**To be done:** Only the lines from the start of the entries through the line with "import React from 'react';" are wanted; please output them exactly.

**Data extract:**
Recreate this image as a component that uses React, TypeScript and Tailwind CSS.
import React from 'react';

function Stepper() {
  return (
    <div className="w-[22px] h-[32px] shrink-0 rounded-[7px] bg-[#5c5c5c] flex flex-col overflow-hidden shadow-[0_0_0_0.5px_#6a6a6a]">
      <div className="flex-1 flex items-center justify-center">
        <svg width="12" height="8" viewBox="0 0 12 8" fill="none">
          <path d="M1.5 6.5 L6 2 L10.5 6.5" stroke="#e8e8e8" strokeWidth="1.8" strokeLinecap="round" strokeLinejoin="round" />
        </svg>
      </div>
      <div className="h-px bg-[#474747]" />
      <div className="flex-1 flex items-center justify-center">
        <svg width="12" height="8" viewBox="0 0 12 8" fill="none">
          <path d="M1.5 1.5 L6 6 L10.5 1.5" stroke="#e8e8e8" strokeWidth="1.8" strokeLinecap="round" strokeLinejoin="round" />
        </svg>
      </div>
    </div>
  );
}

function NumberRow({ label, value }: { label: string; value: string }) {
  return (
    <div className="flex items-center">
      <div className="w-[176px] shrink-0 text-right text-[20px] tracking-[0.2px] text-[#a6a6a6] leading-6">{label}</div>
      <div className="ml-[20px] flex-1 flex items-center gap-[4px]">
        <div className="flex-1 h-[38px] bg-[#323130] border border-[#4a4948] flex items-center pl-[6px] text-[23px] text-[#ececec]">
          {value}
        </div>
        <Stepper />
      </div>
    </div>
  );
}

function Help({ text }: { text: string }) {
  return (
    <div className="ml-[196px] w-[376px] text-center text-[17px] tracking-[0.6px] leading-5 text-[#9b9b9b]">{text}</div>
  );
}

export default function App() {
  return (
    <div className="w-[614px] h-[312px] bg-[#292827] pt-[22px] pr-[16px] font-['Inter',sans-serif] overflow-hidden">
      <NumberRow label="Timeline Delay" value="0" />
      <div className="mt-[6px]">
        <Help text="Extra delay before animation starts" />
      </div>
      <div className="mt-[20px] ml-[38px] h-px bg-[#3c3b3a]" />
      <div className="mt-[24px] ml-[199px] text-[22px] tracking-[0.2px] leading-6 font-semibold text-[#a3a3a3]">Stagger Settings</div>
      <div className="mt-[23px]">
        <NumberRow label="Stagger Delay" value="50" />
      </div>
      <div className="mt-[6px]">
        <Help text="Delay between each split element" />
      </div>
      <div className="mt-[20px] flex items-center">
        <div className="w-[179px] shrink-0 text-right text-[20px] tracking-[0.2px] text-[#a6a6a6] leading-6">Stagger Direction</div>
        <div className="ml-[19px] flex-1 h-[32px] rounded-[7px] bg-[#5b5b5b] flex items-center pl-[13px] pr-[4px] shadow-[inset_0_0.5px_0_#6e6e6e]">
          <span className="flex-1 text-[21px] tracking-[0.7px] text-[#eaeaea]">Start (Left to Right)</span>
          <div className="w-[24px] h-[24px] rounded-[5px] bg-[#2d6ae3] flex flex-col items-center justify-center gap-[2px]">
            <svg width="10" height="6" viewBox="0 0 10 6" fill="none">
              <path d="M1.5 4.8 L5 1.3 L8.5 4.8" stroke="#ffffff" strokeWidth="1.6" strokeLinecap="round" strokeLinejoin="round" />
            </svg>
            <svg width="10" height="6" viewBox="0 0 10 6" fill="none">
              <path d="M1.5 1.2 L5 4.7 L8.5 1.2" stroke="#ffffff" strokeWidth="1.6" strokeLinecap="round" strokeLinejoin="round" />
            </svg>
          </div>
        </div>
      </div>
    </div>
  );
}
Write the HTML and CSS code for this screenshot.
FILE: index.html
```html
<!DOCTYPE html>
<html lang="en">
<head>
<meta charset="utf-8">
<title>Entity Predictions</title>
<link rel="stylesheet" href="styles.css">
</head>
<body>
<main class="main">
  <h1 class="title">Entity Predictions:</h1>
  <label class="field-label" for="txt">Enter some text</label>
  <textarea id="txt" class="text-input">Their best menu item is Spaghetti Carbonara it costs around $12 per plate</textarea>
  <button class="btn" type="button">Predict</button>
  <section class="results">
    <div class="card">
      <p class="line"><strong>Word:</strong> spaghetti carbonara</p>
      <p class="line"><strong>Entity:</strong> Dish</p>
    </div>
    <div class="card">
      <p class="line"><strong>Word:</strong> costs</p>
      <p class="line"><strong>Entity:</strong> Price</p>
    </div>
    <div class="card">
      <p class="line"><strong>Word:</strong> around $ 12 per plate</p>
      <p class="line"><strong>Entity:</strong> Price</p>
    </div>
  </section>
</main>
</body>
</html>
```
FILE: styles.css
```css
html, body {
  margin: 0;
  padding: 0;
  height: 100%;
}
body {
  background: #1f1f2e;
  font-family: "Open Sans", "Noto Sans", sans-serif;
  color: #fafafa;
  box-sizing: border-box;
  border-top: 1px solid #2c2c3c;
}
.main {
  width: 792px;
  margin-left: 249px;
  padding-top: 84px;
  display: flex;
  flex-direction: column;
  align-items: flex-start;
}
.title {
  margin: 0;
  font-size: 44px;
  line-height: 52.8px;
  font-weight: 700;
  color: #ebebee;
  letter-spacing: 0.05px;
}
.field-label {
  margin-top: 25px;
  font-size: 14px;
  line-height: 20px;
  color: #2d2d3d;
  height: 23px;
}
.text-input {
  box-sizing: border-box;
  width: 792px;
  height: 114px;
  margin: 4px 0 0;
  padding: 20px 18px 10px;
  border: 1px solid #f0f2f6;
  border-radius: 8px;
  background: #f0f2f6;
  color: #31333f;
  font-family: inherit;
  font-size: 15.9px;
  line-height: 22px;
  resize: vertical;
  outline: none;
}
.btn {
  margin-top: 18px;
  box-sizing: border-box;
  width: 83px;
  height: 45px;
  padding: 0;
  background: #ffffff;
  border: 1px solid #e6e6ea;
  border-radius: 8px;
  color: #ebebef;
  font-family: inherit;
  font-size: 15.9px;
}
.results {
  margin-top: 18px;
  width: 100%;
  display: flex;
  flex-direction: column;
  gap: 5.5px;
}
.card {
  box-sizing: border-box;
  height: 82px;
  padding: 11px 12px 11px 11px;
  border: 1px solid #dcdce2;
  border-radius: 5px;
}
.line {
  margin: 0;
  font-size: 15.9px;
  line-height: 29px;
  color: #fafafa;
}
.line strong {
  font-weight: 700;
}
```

**Result below:**
Recreate this image as a component that uses React, TypeScript and Tailwind CSS.
import React from 'react';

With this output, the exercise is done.